Extracted records
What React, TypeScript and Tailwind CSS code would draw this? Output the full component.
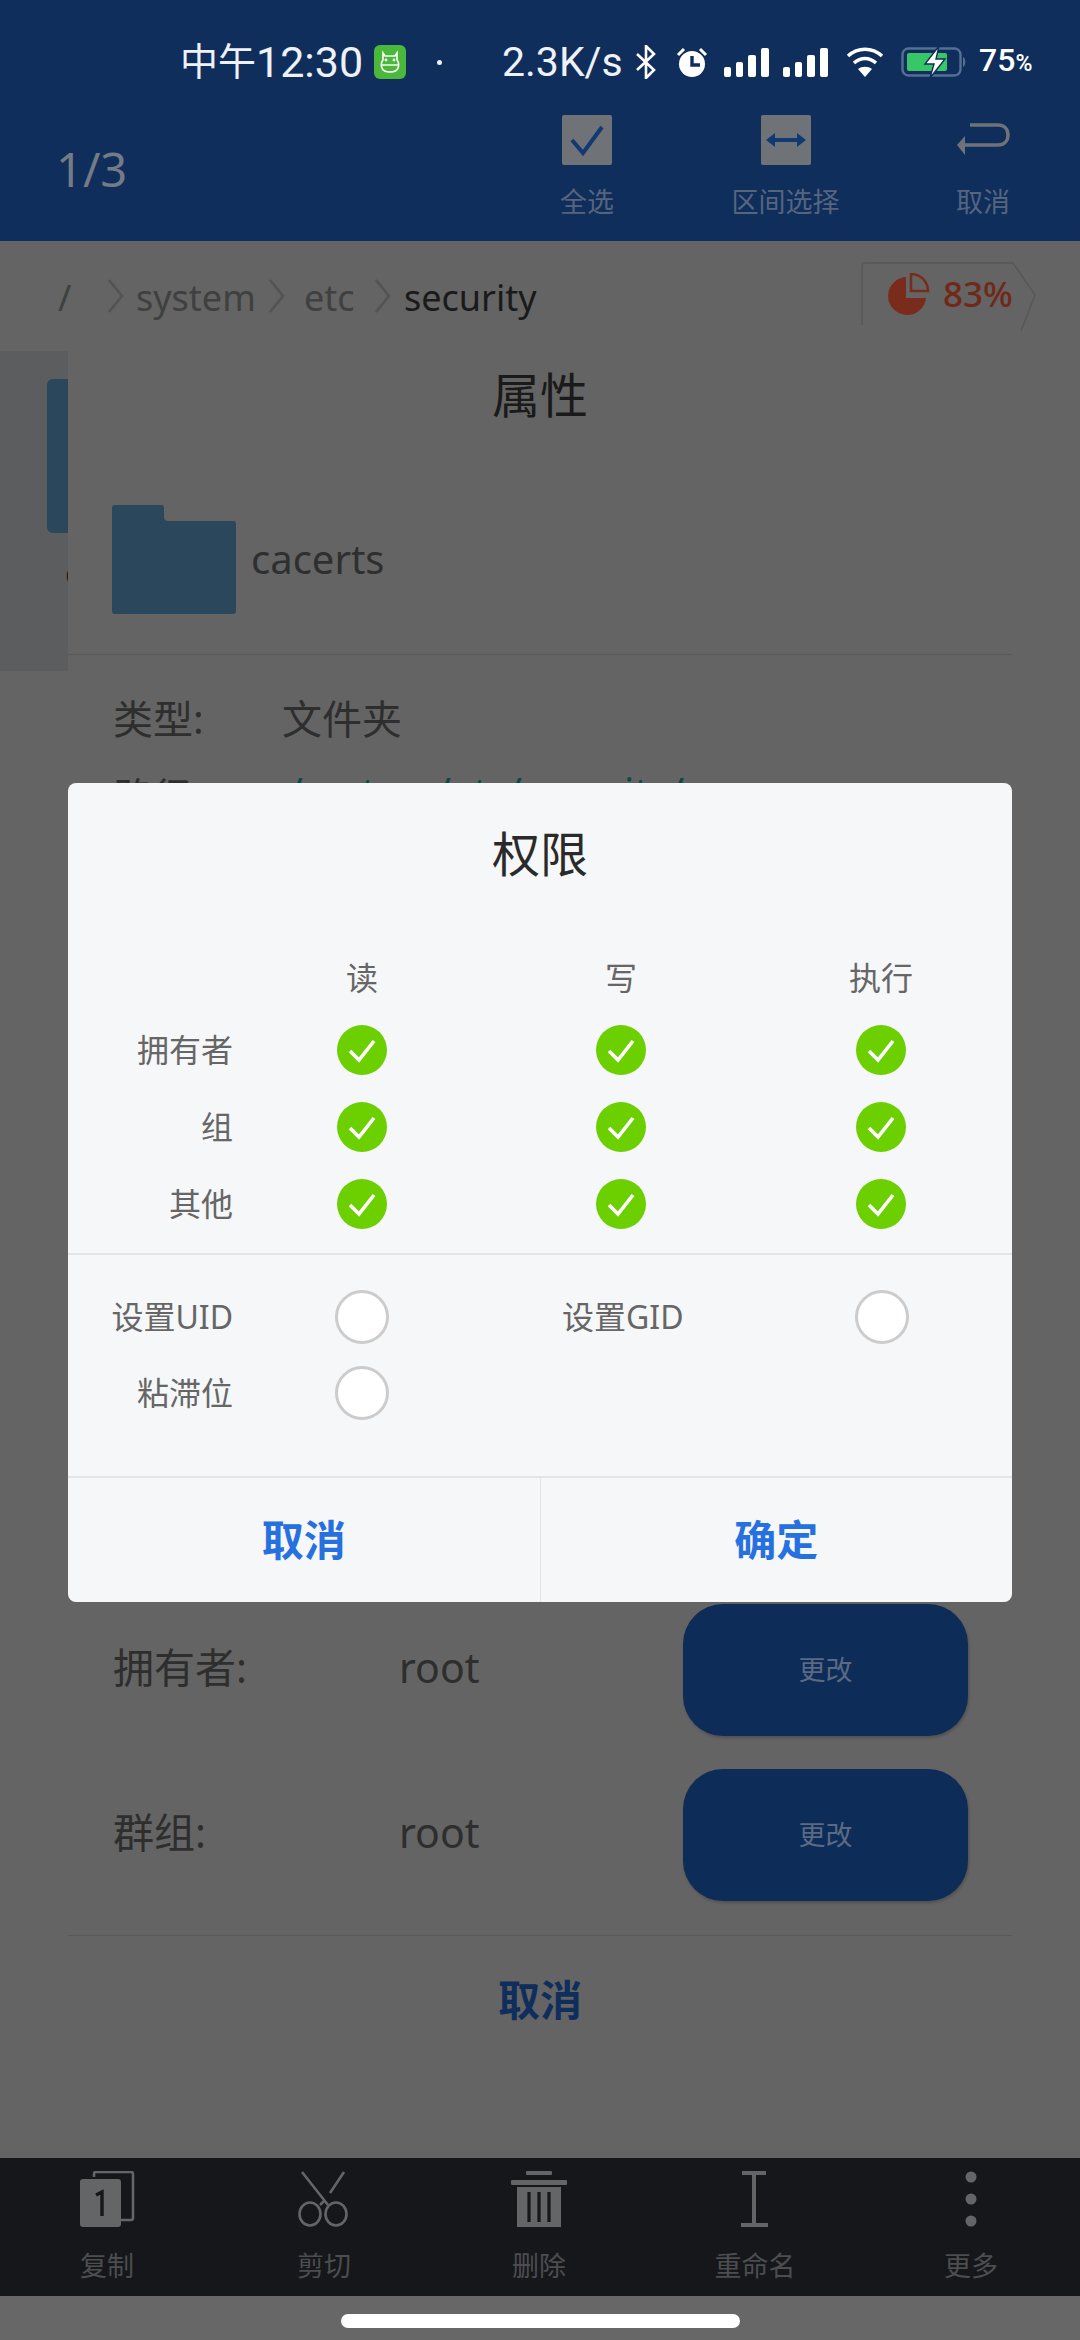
import React from "react";

const sans = "font-['Noto_Sans','Noto_Sans_CJK_SC',sans-serif]";

function StatusBar() {
  return (
    <div className="flex h-[100px] items-center pt-[24px] pl-[180px] text-[#eef1f6] font-['Roboto','Noto_Sans_CJK_SC',sans-serif]">
      <span className="flex w-[194px] shrink-0 items-center whitespace-nowrap text-[38px] leading-[44px]">
        中午<span className="text-[43px]">12:30</span>
      </span>
      <svg width="32" height="34" viewBox="0 0 32 34" className="shrink-0">
        <rect width="32" height="34" rx="6" fill="#4ab83a" />
        <path d="M9 8l2 3h10l2-3v7c2 2 2 6 1 8-1 3-4 4-8 4s-7-1-8-4c-1-2-1-6 1-8z" fill="none" stroke="#fff" strokeWidth="1.6" />
        <path d="M8 20h16" stroke="#fff" strokeWidth="1.4" />
        <circle cx="12" cy="15" r="1.4" fill="#fff" />
        <circle cx="20" cy="15" r="1.4" fill="#fff" />
      </svg>
      <span className="ml-[31px] h-[5px] w-[5px] shrink-0 rounded-full bg-[#eef1f6]" />
      <span className="ml-[60px] w-[128px] shrink-0 text-[41px] leading-[44px] whitespace-nowrap">2.3K/s</span>
      <svg width="22" height="34" viewBox="0 0 22 34" className="ml-[5px] shrink-0" fill="none" stroke="#fff" strokeWidth="2.6">
        <path d="M2 9l17 16-8 8V1l8 8L2 25" />
      </svg>
      <svg width="32" height="31" viewBox="0 0 32 31" className="ml-[19px] shrink-0">
        <circle cx="16" cy="17" r="13" fill="#fff" />
        <path d="M16 9v9h8" stroke="#0f2e5c" strokeWidth="3.4" fill="none" />
        <path d="M2 8l6-6M30 8l-6-6" stroke="#fff" strokeWidth="3" />
      </svg>
      <Signal className="ml-[16px]" />
      <Signal className="ml-[14px]" />
      <svg width="38" height="30" viewBox="0 0 38 30" className="ml-[18px] shrink-0" fill="none" stroke="#fff" strokeWidth="3.6">
        <path d="M2 9c10-9 24-9 34 0" />
        <path d="M8 16c7-6 15-6 22 0" />
        <path d="M19 30l-7-8c4-3 10-3 14 0z" fill="#fff" stroke="none" />
      </svg>
      <svg width="66" height="32" viewBox="0 0 66 32" className="ml-[17px] shrink-0">
        <rect x="1.5" y="2.5" width="58" height="27" rx="6" fill="none" stroke="#566f94" strokeWidth="2.4" />
        <path d="M62 11c3 1 3 9 0 10z" fill="#566f94" />
        <rect x="6" y="7" width="40" height="18" rx="2" fill="#37c767" />
        <path d="M38 0L24 18h9l-4 14 15-19h-9z" fill="#fff" stroke="#0f2e5c" strokeWidth="1.4" />
      </svg>
      <span className="ml-[12px] flex items-baseline font-medium text-white whitespace-nowrap">
        <span className="text-[32px] leading-[32px]">75</span>
        <span className="text-[23px] leading-[32px]">%</span>
      </span>
    </div>
  );
}

function Signal({ className }: { className: string }) {
  return (
    <div className={`flex h-[29px] w-[45px] shrink-0 items-end justify-between ${className}`}>
      <span className="h-[10px] w-[7px] rounded-[2px] bg-white" />
      <span className="h-[15px] w-[7px] rounded-[2px] bg-white" />
      <span className="h-[22px] w-[8px] rounded-[2px] bg-white" />
      <span className="h-[29px] w-[8px] rounded-[2px] bg-white" />
    </div>
  );
}

function TopAction({ label, icon, className }: { label: string; icon: React.ReactNode; className: string }) {
  return (
    <div className={`flex flex-col items-center ${className}`}>
      <div className="flex h-[50px] items-center justify-center">{icon}</div>
      <span className="mt-[21px] text-[27px] leading-[32px] text-[#56657e] whitespace-nowrap">{label}</span>
    </div>
  );
}

function Toolbar() {
  return (
    <div className="flex h-[141px] items-start pt-[15px]">
      <span className="ml-[56px] mt-[24px] w-[504px] shrink-0 text-[47px] leading-[60px] text-[#757b85]">1/3</span>
      <TopAction
        label="全选"
        className="w-[54px]"
        icon={
          <svg width="50" height="50" viewBox="0 0 50 50">
            <rect width="50" height="50" rx="2" fill="#6f7378" />
            <path d="M10 25l11 13 19-26" fill="none" stroke="#123a72" strokeWidth="4" />
          </svg>
        }
      />
      <TopAction
        label="区间选择"
        className="ml-[117px] w-[109px]"
        icon={
          <svg width="50" height="50" viewBox="0 0 50 50">
            <rect width="50" height="50" rx="2" fill="#6f7378" />
            <path d="M12 25h26" stroke="#123a72" strokeWidth="4" />
            <path d="M5 25l9-7v14zM45 25l-9-7v14z" fill="#123a72" />
          </svg>
        }
      />
      <TopAction
        label="取消"
        className="ml-[116px] w-[54px]"
        icon={
          <svg width="54" height="34" viewBox="0 0 54 34" fill="none" stroke="#6f7378" strokeWidth="3.5">
            <path d="M14 2h28c6 0 10 4 10 10s-4 10-10 10H6" />
            <path d="M9 13L1 22l8 10z" fill="#6f7378" stroke="none" />
          </svg>
        }
      />
    </div>
  );
}

function Crumb() {
  return (
    <svg width="18" height="34" viewBox="0 0 18 34" className="shrink-0" fill="none" stroke="#525352" strokeWidth="2.6">
      <path d="M2 1l13 16L2 33" />
    </svg>
  );
}

function Breadcrumb() {
  return (
    <div className="relative flex h-[110px] items-start pl-[58px] pt-[38px]">
      <span className="w-[49px] shrink-0 text-[36px] leading-[38px] text-[#3f403f]">/</span>
      <Crumb />
      <span className="ml-[11px] w-[132px] shrink-0 text-[36px] leading-[38px] text-[#3f403f]">system</span>
      <Crumb />
      <span className="ml-[18px] w-[70px] shrink-0 text-[36px] leading-[38px] text-[#3f403f]">etc</span>
      <Crumb />
      <span className="ml-[12px] text-[36px] leading-[38px] text-[#1a1a1a]">security</span>
      <div className="absolute left-[861px] top-[21px] flex h-[63px] w-[175px] items-center pl-[27px]">
        <svg width="175" height="70" viewBox="0 0 175 70" className="absolute left-0 top-0" fill="none" stroke="#575857" strokeWidth="1.5">
          <path d="M1 63V4q0-3 3-3h148l22 32-14 36" />
        </svg>
        <svg width="42" height="42" viewBox="0 0 42 42" className="shrink-0">
          <path d="M18 4a19 19 0 1 0 20 21H18z" fill="#7a2c1c" />
          <path d="M23 1v17h17a17 17 0 0 0-17-17z" fill="none" stroke="#7a2c1c" strokeWidth="2.5" />
        </svg>
        <span className="ml-[13px] text-[35px] font-medium leading-[40px] text-[#702818]">83%</span>
      </div>
    </div>
  );
}

function BottomItem({ label, icon, className }: { label: string; icon: React.ReactNode; className: string }) {
  return (
    <div className={`flex w-[120px] flex-col items-center ${className}`}>
      <div className="flex h-[56px] items-center justify-center">{icon}</div>
      <span className="mt-[24px] text-[27px] leading-[30px] text-[#4c4d4f] whitespace-nowrap">{label}</span>
    </div>
  );
}

function BottomBar() {
  const c = "#646566";
  return (
    <div className="flex h-[138px] items-start bg-[#16171b] pt-[13px]">
      <BottomItem
        label="复制"
        className="ml-[47px]"
        icon={
          <svg width="56" height="56" viewBox="0 0 56 56">
            <path d="M15 6V3q0-2 2-2h35q2 0 2 2v44q0 2-2 2h-10" fill="none" stroke={c} strokeWidth="2.6" />
            <rect x="1" y="8" width="41" height="48" rx="3" fill={c} />
            <path d="M17 24l6-3v24" fill="none" stroke="#16171b" strokeWidth="3.4" />
          </svg>
        }
      />
      <BottomItem
        label="剪切"
        className="ml-[97px]"
        icon={
          <svg width="54" height="56" viewBox="0 0 54 56" fill="none" stroke={c} strokeWidth="2.6">
            <path d="M5 1l26 33M47 1L33 22M27 30l-4 4" />
            <ellipse cx="13" cy="43" rx="10.5" ry="11.5" />
            <ellipse cx="39" cy="43" rx="10.5" ry="11.5" />
          </svg>
        }
      />
      <BottomItem
        label="删除"
        className="ml-[95px]"
        icon={
          <svg width="56" height="56" viewBox="0 0 56 56">
            <rect x="15" y="0" width="26" height="4" rx="1" fill={c} />
            <rect x="0" y="9" width="56" height="5" rx="1" fill={c} />
            <path d="M6 16h44v40H6z" fill={c} />
            <path d="M18 21v30M28 21v30M38 21v30" stroke="#16171b" strokeWidth="3.2" />
          </svg>
        }
      />
      <BottomItem
        label="重命名"
        className="ml-[96px]"
        icon={
          <svg width="28" height="56" viewBox="0 0 28 56" fill={c}>
            <rect x="1" y="0" width="24" height="4" />
            <rect x="11" y="4" width="4" height="48" />
            <rect x="0" y="52" width="27" height="4" />
          </svg>
        }
      />
      <BottomItem
        label="更多"
        className="ml-[96px]"
        icon={
          <svg width="12" height="56" viewBox="0 0 12 56" fill={c}>
            <ellipse cx="6" cy="6" rx="5.5" ry="5.5" />
            <ellipse cx="6" cy="28" rx="5.5" ry="5.5" />
            <ellipse cx="6" cy="50" rx="5.5" ry="5.5" />
          </svg>
        }
      />
    </div>
  );
}

function OwnerRow({ label, className }: { label: string; className: string }) {
  return (
    <div className={`flex h-[132px] items-center pl-[45px] ${className}`}>
      <span className="mb-[6px] w-[286px] shrink-0 text-[41px] leading-[48px] text-[#2e2e2e]">{label}</span>
      <span className="mb-[6px] text-[41px] leading-[48px] text-[#2e2e2e]">root</span>
      <div className="ml-auto mr-[44px] flex h-[132px] w-[285px] items-center justify-center rounded-[40px] bg-[#0e2c58] text-[27px] leading-[32px] text-[#5a6a84] shadow-[1px_2px_3px_rgba(0,0,0,0.2)]">
        更改
      </div>
    </div>
  );
}

// the dimmed sheet under the dialog
function PropertiesSheet() {
  return (
    <div className="absolute left-[68px] top-[325px] flex h-[1800px] w-[944px] flex-col bg-[#646464]">
      <div className="pt-[34px] text-center text-[48px] leading-[72px] text-[#1a1a1a]">属性</div>
      <div className="mt-[73px] flex h-[110px] items-center pl-[44px]">
        <svg width="124" height="109" viewBox="0 0 124 109" className="shrink-0">
          <path d="M3 0h46q3 0 3 3v9q0 4 4 4h65q3 0 3 3v87q0 3-3 3H3q-3 0-3-3V3q0-3 3-3z" fill="#2a475c" />
        </svg>
        <span className="ml-[15px] text-[40px] leading-[48px] text-[#2f2f2f]">cacerts</span>
      </div>
      <div className="mt-[40px] h-px bg-[#585958]" />
      <div className="mt-[40px] flex pl-[45px]">
        <span className="w-[169px] text-[40px] leading-[48px] text-[#2e2e2e]">类型:</span>
        <span className="text-[40px] leading-[48px] text-[#2e2e2e]">文件夹</span>
      </div>
      <div className="mt-[30px] flex items-start pl-[45px]">
        <span className="w-[175px] text-[40px] leading-[48px] text-[#2e2e2e]">路径:</span>
        <span className="-mt-[5px] text-[40px] leading-[48px] text-[#0c4a42]">/system/etc/security/</span>
      </div>
      <OwnerRow label="拥有者:" className="mt-[783px]" />
      <OwnerRow label="群组:" className="mt-[33px]" />
      <div className="mt-[34px] h-px bg-[#585958]" />
      <div className="pt-[40px] text-center text-[42px] font-bold leading-[48px] text-[#0f2e5c]">取消</div>
    </div>
  );
}

function Checked() {
  return (
    <svg width="50" height="50" viewBox="0 0 50 50" className="block shrink-0">
      <circle cx="25" cy="25" r="25" fill="#6ccf00" />
      <path d="M13 26l9 9 15-19" fill="none" stroke="#fff" strokeWidth="3.6" />
    </svg>
  );
}

function Radio() {
  return <span className="block h-[54px] w-[54px] shrink-0 rounded-full border-[3px] border-[#cccccc] bg-white" />;
}

function PermRow({ label }: { label: string }) {
  return (
    <div className="flex h-[50px] items-center">
      <span className="w-[165px] shrink-0 text-right text-[32px] leading-[40px] text-[#666666]">{label}</span>
      <div className="ml-[104px] w-[50px]"><Checked /></div>
      <div className="ml-[209px] w-[50px]"><Checked /></div>
      <div className="ml-[210px] w-[50px]"><Checked /></div>
    </div>
  );
}

function PermissionDialog() {
  return (
    <div className="absolute left-[68px] top-[783px] flex h-[819px] w-[944px] flex-col rounded-[8px] bg-[#f5f7f9]">
      <div className="pt-[35px] text-center text-[48px] leading-[72px] text-[#2a2a2a]">权限</div>
      <div className="mt-[68px] flex h-[40px] items-center text-[32px] leading-[40px] text-[#666666]">
        <span className="ml-[244px] w-[100px] text-center">读</span>
        <span className="ml-[159px] w-[100px] text-center">写</span>
        <span className="ml-[160px] w-[100px] text-center">执行</span>
      </div>
      <div className="mt-[27px] flex flex-col gap-[27px]">
        <PermRow label="拥有者" />
        <PermRow label="组" />
        <PermRow label="其他" />
      </div>
      <div className="mt-[24px] h-[2px] bg-[#e2e4e7]" />
      <div className="mt-[35px] flex h-[54px] items-center">
        <span className="w-[165px] shrink-0 whitespace-nowrap text-right text-[32px] leading-[40px] text-[#666666]">设置UID</span>
        <div className="ml-[102px]"><Radio /></div>
        <span className="ml-[173px] w-[121px] shrink-0 whitespace-nowrap text-[32px] leading-[40px] text-[#666666]">设置GID</span>
        <div className="ml-[172px]"><Radio /></div>
      </div>
      <div className="mt-[22px] flex h-[54px] items-center">
        <span className="w-[165px] shrink-0 text-right text-[32px] leading-[40px] text-[#666666]">粘滞位</span>
        <div className="ml-[102px]"><Radio /></div>
      </div>
      <div className="mt-[56px] flex flex-1 border-t-2 border-[#e2e4e7]">
        <div className="flex flex-1 items-center justify-center border-r border-[#e2e4e7] text-[42px] font-bold leading-[48px] text-[#2670e0]">取消</div>
        <div className="flex flex-1 items-center justify-center text-[42px] font-bold leading-[48px] text-[#2670e0]">确定</div>
      </div>
    </div>
  );
}

export default function App() {
  return (
    <div className={`relative flex h-[2340px] w-[1080px] flex-col overflow-hidden bg-[#636463] ${sans}`}>
      <div className="h-[241px] bg-[#0f2e5c]">
        <StatusBar />
        <Toolbar />
      </div>
      <Breadcrumb />
      <div className="flex-1">
        {/* selected list item, mostly hidden behind the sheet */}
        <div className="h-[320px] w-[68px] bg-[#5c5d5f] pl-[47px] pt-[28px]">
          <div className="h-[154px] w-[21px] rounded-l-[6px] bg-[#2a475c]" />
          <div className="ml-[18px] mt-[20px] whitespace-nowrap text-[32px] leading-[40px] text-[#1a1a1a]">cacerts</div>
        </div>
      </div>
      <BottomBar />
      <div className="flex h-[44px] items-start justify-center bg-[#676767] pt-[18px]">
        <div className="h-[14px] w-[399px] rounded-full bg-white" />
      </div>
      <PropertiesSheet />
      <PermissionDialog />
    </div>
  );
}
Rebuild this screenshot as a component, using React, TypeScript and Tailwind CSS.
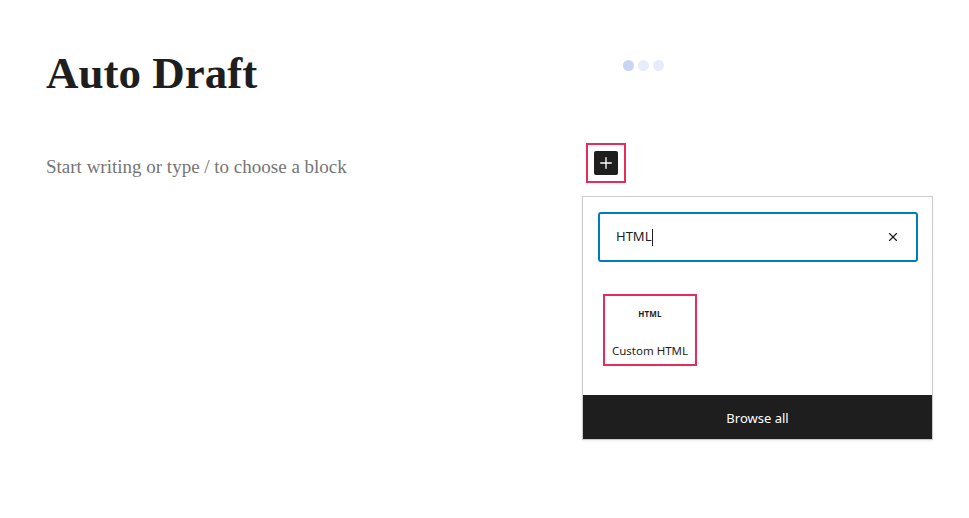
import { X, Plus } from "lucide-react";

const serif = { fontFamily: '"Liberation Serif", serif' };

export default function App() {
  return (
    <div
      className="relative w-[969px] h-[518px] bg-white overflow-hidden"
      style={{ fontFamily: '"Noto Sans", "Open Sans", sans-serif' }}
    >
      {/* Editor canvas */}
      <div className="flex flex-col pl-[46px]">
        <div className="flex items-start mt-[51px]">
          <h1 className="w-[577px] shrink-0 text-[45px] leading-none font-bold text-[#1e1e1e]" style={serif}>
            Auto Draft
          </h1>
          <div className="flex gap-[4px] mt-[9px]">
            <span className="w-[11px] h-[11px] rounded-full bg-[#c9d5f2]" />
            <span className="w-[11px] h-[11px] rounded-full bg-[#e6ecfa]" />
            <span className="w-[11px] h-[11px] rounded-full bg-[#e6ecfa]" />
          </div>
        </div>

        <div className="flex items-start mt-[47px]">
          <p className="w-[540px] shrink-0 text-[19px] leading-[40px] pt-[4px] text-[#757575]" style={serif}>
            Start writing or type / to choose a block
          </p>
          <div className="w-[40px] h-[40px] border-2 border-[#e62c5a] flex items-center justify-center">
            <button className="w-[24px] h-[24px] rounded-[2px] bg-[#1e1e1e] text-white flex items-center justify-center">
              <Plus size={18} strokeWidth={1.8} />
            </button>
          </div>
        </div>
      </div>

      {/* Inserter popover */}
      <div className="absolute left-[582px] top-[196px] w-[351px] h-[244px] bg-white border border-[#cccccc] shadow-[0_1px_2px_rgba(0,0,0,0.08)] flex flex-col">
        <div className="flex-1 px-[15px] pt-[15px]">
          <div className="h-[50px] w-[320px] border-2 border-[#007cba] rounded-[3px] flex items-center pl-[16px] pr-[16px]">
            <span className="text-[13px] text-[#1e1e1e]">HTML</span>
            <span className="w-px h-[17px] bg-[#1e1e1e] ml-[1px]" />
            <X size={14} strokeWidth={2} className="ml-auto text-[#1e1e1e]" />
          </div>
          <div className="mt-[32px] ml-[5px] w-[94px] h-[72px] border-2 border-[#e62c5a] flex flex-col items-center">
            <span className="mt-[14px] text-[8px] font-bold leading-none tracking-[0.2px] text-[#1e1e1e]">HTML</span>
            <span className="mt-[27px] text-[11.5px] leading-none text-[#1e1e1e]">Custom HTML</span>
          </div>
        </div>
        <div className="h-[44px] pt-[3px] bg-[#1e1e1e] flex items-center justify-center text-white text-[13px]">
          Browse all
        </div>
      </div>
    </div>
  );
}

PROMPT:
Gather each line of the records holding the string "component".

THE RESULT:
What React, TypeScript and Tailwind CSS code would draw this? Output the full component.
Rebuild this screenshot as a component, using React, TypeScript and Tailwind CSS.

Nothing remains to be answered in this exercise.